_Your objective_
Wherever the word "React" turns up in a line of the entries, copy that line.
** Start of Dataset excerpts **
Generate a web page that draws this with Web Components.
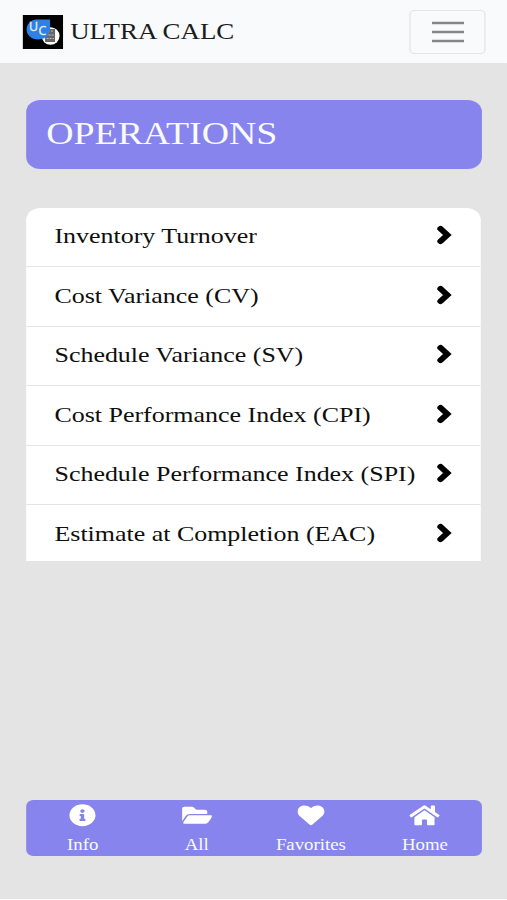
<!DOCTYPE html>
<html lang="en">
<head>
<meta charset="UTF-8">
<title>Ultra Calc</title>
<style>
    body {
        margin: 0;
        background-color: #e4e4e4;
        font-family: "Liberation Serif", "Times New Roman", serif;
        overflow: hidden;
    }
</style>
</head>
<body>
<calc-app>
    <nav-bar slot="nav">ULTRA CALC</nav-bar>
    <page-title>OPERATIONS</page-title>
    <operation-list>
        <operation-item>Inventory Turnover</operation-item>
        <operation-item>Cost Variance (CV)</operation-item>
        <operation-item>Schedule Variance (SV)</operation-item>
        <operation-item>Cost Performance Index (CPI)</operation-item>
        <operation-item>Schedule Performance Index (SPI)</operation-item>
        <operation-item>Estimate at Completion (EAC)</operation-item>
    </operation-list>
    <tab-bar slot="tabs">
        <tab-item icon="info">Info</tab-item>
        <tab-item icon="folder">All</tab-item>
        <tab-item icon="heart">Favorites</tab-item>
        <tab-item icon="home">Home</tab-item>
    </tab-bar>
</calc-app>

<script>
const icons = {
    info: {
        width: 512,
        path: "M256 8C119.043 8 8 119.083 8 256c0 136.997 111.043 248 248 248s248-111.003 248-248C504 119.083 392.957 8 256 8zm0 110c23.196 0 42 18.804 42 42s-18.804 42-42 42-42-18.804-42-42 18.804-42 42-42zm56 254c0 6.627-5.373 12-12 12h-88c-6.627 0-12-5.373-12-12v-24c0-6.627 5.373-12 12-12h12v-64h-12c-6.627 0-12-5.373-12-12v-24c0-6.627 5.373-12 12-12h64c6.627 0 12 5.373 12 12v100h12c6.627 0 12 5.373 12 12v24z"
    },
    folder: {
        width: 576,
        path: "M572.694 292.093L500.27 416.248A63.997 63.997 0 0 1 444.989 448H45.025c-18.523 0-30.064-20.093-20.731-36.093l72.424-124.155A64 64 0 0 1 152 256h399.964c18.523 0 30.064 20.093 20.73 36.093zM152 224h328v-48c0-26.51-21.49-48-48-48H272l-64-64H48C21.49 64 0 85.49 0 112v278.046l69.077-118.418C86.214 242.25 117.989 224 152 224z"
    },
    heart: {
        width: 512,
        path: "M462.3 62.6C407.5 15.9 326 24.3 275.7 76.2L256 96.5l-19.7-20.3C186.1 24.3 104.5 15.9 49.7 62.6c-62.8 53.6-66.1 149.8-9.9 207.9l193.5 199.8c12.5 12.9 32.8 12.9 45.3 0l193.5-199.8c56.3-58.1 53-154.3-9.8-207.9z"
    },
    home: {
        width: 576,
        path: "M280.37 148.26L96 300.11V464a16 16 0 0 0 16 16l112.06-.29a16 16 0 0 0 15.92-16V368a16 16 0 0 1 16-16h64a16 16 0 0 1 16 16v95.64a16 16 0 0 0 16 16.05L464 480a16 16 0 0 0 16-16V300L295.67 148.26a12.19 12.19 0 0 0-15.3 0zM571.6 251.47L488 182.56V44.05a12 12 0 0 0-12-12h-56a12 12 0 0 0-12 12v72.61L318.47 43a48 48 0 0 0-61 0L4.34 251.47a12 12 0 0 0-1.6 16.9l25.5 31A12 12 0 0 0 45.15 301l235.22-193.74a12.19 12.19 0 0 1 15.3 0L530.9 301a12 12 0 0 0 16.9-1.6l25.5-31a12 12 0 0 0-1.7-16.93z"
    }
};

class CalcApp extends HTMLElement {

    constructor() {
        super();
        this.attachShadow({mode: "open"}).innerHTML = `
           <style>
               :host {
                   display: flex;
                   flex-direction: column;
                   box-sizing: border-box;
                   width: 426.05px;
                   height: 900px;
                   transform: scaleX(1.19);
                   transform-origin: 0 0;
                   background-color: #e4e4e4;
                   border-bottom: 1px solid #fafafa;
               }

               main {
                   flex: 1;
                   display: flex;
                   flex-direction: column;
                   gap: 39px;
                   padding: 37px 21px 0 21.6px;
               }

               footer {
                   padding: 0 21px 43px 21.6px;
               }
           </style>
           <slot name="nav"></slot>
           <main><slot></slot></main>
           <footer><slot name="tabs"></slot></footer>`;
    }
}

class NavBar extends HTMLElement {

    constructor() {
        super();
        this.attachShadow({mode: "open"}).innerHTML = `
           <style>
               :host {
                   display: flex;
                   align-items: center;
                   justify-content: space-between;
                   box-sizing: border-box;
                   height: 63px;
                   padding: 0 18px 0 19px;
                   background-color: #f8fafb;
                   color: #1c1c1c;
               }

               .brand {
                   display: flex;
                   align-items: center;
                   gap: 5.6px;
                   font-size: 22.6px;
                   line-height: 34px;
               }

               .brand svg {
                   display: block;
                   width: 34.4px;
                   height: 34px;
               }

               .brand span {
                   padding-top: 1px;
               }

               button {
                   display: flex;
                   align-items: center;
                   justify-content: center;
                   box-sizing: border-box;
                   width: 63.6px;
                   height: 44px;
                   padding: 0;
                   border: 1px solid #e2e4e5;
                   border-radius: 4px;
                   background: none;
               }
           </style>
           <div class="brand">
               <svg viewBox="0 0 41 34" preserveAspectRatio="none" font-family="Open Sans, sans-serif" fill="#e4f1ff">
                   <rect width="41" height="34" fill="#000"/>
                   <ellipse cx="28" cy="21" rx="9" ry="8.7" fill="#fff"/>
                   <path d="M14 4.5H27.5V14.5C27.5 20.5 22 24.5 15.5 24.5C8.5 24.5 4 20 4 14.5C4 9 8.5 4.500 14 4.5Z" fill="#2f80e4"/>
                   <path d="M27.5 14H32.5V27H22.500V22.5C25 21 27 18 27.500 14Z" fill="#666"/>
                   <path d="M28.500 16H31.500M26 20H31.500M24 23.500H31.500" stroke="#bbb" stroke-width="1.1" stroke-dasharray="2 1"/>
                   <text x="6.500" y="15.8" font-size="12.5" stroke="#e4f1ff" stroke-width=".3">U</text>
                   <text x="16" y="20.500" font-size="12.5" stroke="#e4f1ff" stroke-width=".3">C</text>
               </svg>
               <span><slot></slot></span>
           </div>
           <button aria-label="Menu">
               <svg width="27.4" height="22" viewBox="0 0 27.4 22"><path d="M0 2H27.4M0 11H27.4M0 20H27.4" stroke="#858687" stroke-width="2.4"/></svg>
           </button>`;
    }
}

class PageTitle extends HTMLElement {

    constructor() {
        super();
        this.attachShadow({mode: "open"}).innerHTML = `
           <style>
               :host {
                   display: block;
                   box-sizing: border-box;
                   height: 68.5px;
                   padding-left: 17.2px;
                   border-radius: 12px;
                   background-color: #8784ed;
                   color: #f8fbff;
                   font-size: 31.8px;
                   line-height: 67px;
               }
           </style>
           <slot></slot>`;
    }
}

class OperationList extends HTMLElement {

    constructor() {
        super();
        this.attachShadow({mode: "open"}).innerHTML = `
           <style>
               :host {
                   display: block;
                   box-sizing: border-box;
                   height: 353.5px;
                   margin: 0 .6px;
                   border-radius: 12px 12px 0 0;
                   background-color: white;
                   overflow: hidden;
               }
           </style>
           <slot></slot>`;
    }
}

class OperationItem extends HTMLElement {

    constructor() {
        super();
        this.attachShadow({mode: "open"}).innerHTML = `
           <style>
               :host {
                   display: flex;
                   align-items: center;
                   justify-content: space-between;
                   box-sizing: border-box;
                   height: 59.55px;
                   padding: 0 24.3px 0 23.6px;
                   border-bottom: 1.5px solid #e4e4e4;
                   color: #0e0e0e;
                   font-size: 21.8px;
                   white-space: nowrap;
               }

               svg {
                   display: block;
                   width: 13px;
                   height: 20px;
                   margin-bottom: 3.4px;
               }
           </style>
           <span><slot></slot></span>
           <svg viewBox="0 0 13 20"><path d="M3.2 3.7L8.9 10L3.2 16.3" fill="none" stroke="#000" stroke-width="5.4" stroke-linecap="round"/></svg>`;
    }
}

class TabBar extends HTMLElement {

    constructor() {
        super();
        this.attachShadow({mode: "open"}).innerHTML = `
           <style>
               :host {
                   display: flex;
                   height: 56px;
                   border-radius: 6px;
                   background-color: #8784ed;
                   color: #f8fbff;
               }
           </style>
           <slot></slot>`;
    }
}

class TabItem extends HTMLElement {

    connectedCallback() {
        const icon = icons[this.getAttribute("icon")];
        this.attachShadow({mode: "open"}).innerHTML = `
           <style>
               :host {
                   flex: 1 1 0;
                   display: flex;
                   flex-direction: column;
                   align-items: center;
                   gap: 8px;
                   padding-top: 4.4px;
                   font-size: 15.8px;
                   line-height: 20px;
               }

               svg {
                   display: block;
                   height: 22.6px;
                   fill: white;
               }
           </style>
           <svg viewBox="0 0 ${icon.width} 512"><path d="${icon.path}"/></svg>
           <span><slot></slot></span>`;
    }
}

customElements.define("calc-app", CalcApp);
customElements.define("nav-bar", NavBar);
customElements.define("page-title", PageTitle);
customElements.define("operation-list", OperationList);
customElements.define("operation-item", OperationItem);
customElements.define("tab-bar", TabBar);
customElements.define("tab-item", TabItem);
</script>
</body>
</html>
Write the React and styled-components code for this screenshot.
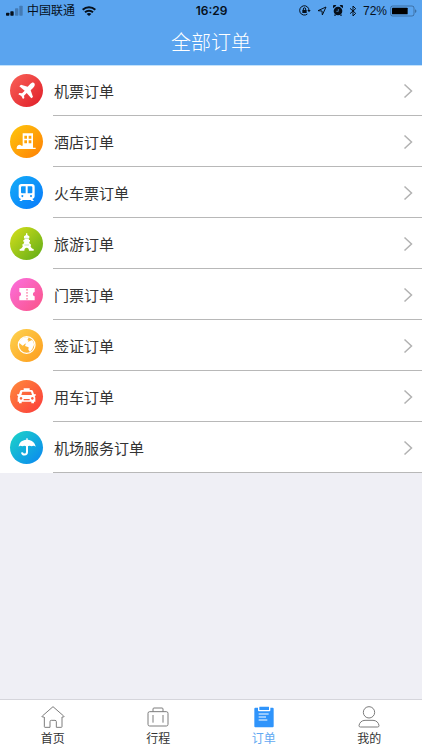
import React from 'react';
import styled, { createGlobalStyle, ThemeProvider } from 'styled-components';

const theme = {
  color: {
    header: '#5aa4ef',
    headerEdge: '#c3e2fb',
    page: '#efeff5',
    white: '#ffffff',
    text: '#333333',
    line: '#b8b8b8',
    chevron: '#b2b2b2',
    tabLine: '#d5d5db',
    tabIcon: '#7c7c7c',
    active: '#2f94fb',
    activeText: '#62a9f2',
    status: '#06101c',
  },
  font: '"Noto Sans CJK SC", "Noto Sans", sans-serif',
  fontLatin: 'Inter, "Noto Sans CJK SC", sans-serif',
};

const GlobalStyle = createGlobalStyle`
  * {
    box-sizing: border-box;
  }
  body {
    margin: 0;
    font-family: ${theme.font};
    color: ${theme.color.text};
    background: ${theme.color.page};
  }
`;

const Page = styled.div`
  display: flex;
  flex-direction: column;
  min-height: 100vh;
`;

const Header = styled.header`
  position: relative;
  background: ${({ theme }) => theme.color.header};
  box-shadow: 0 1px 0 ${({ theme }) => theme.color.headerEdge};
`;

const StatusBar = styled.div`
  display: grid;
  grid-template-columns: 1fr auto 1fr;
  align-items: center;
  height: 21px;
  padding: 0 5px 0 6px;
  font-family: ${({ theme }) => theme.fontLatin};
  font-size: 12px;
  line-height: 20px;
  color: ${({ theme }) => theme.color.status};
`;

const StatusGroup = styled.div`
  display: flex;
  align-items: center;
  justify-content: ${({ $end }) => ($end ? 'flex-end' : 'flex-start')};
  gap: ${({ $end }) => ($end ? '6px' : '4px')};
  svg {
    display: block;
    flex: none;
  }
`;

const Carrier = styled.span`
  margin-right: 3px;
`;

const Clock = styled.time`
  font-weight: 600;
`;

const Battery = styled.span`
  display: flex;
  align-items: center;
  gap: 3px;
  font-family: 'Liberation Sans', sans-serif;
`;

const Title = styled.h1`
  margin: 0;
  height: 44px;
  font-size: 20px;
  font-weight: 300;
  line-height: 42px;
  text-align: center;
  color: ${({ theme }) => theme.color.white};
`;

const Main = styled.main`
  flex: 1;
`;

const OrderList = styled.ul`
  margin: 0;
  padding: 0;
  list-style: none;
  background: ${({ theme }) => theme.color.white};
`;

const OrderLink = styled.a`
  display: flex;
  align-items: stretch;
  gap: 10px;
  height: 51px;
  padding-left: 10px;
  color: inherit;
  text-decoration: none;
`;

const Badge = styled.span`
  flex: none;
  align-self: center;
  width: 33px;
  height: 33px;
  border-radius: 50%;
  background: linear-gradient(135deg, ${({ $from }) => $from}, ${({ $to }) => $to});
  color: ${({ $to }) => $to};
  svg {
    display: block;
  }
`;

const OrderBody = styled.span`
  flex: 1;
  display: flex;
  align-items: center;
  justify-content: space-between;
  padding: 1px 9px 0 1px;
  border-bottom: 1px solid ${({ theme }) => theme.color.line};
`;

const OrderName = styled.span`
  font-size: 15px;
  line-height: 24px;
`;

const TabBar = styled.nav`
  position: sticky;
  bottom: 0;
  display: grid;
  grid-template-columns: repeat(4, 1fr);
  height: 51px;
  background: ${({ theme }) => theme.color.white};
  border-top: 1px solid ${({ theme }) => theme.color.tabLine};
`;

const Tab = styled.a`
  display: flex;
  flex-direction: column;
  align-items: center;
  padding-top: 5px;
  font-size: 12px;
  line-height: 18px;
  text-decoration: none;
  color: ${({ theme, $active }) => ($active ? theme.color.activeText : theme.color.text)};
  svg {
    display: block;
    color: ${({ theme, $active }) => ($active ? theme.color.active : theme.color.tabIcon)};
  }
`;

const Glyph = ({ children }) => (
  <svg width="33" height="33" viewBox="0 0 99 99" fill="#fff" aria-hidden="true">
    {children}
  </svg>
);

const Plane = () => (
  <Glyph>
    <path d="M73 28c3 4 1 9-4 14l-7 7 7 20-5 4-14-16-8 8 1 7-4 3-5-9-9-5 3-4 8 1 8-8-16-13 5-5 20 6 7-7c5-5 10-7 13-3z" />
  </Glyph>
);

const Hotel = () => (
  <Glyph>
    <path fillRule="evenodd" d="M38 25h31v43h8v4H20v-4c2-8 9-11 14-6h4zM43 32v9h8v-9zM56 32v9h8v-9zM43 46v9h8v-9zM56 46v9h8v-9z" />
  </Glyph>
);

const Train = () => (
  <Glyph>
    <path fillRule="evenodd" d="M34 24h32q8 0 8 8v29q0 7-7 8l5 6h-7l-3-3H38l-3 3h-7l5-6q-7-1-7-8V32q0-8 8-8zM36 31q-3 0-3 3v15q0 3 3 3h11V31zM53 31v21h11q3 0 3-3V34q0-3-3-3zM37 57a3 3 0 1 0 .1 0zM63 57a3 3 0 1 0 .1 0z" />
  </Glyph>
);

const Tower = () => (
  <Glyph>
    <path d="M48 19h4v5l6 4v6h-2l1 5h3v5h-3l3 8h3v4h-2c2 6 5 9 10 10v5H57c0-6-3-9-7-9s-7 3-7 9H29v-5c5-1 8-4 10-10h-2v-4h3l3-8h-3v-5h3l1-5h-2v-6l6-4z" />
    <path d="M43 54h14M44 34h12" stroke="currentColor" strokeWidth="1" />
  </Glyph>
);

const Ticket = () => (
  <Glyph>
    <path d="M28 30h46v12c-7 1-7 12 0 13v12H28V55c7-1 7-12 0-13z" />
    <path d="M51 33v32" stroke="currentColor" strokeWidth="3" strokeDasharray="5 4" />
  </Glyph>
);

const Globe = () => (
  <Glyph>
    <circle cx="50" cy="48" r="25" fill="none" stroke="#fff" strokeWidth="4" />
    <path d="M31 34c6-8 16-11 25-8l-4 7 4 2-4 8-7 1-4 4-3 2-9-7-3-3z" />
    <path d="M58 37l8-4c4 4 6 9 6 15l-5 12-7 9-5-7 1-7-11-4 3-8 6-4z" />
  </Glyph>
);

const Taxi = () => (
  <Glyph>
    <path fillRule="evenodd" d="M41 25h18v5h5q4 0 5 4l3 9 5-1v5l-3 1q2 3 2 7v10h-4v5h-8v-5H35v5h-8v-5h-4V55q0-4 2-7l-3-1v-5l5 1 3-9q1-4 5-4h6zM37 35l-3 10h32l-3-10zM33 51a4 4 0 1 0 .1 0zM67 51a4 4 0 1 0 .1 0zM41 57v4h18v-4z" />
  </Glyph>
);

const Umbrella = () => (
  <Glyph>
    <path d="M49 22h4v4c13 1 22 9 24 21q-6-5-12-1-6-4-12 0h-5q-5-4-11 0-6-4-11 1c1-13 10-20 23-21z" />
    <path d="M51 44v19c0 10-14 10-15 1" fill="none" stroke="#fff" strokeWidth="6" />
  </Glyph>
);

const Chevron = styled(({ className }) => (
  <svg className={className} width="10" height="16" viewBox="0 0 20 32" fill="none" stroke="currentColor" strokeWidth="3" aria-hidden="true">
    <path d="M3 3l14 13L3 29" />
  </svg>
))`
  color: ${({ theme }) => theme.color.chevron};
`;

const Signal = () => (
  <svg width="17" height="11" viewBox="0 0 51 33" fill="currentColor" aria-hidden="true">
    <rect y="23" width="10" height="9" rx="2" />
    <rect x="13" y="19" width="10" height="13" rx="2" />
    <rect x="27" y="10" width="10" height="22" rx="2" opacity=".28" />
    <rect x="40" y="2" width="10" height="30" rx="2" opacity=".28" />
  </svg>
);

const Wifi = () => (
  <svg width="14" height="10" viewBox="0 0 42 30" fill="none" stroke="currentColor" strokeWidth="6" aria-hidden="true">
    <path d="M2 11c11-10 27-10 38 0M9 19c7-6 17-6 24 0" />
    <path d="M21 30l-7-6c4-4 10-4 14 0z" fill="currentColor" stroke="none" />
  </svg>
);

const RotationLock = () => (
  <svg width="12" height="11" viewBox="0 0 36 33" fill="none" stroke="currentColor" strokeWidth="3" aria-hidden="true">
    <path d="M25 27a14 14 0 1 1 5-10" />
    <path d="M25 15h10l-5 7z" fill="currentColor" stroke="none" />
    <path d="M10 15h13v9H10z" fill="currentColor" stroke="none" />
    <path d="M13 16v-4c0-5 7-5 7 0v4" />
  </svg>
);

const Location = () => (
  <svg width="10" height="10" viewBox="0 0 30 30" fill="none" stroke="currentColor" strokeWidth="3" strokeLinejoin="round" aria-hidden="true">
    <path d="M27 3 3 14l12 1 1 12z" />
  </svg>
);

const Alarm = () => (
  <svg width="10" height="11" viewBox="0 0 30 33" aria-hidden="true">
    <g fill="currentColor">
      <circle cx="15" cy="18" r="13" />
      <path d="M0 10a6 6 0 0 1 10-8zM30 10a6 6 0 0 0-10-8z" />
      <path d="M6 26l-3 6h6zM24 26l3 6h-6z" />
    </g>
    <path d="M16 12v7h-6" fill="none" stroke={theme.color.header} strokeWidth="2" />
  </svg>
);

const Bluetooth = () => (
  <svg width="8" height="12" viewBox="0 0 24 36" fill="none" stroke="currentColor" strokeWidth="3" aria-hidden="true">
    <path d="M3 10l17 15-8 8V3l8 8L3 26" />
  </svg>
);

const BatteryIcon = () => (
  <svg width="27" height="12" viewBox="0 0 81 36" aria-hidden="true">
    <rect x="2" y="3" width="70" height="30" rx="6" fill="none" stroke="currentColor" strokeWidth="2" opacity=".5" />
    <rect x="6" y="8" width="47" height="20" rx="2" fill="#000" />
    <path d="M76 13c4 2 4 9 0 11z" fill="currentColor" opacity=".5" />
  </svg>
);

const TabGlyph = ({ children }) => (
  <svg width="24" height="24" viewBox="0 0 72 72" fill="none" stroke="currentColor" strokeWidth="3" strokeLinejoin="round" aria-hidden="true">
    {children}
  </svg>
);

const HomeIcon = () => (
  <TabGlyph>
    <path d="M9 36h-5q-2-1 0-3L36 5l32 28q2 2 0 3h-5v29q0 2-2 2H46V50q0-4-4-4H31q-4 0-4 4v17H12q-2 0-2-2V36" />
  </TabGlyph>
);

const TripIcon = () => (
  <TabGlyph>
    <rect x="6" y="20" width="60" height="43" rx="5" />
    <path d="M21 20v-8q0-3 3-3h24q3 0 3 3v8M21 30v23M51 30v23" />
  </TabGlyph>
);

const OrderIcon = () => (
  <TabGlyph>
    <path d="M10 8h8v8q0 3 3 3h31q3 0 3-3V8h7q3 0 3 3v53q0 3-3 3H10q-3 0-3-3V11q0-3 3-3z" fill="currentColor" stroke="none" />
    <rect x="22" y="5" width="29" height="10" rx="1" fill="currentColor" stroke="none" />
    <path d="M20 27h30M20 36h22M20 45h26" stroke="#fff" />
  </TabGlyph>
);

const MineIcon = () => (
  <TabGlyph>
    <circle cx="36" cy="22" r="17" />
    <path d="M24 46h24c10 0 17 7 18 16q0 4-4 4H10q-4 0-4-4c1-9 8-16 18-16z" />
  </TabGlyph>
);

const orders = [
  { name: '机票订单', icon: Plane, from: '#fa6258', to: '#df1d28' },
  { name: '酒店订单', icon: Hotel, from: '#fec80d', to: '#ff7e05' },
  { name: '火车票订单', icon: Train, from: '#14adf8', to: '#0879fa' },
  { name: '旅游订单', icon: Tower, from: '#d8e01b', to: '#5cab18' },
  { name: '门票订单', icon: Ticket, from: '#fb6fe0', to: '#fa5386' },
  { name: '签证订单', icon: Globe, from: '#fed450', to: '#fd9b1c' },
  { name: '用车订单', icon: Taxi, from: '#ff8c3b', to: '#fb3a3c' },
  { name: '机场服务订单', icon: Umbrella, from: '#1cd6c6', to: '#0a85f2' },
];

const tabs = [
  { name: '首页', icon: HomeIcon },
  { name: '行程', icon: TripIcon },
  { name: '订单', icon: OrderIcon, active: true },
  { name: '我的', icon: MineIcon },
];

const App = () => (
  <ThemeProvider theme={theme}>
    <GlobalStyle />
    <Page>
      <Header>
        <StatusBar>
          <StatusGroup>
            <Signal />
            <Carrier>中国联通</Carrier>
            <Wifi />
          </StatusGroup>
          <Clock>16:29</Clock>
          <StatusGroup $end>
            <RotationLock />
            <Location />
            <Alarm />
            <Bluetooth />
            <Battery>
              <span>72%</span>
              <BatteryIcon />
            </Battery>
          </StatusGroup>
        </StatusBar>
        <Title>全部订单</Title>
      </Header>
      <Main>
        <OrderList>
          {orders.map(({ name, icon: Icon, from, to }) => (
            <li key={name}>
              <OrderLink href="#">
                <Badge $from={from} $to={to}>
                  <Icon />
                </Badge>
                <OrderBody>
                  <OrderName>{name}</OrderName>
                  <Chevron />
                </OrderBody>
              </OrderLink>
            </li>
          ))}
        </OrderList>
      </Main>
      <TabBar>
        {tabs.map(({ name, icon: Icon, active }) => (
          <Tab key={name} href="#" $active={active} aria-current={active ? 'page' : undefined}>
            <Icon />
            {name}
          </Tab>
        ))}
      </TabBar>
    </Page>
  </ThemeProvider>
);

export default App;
** End of Dataset excerpts **
_Response_
Write the React and styled-components code for this screenshot.
import React from 'react';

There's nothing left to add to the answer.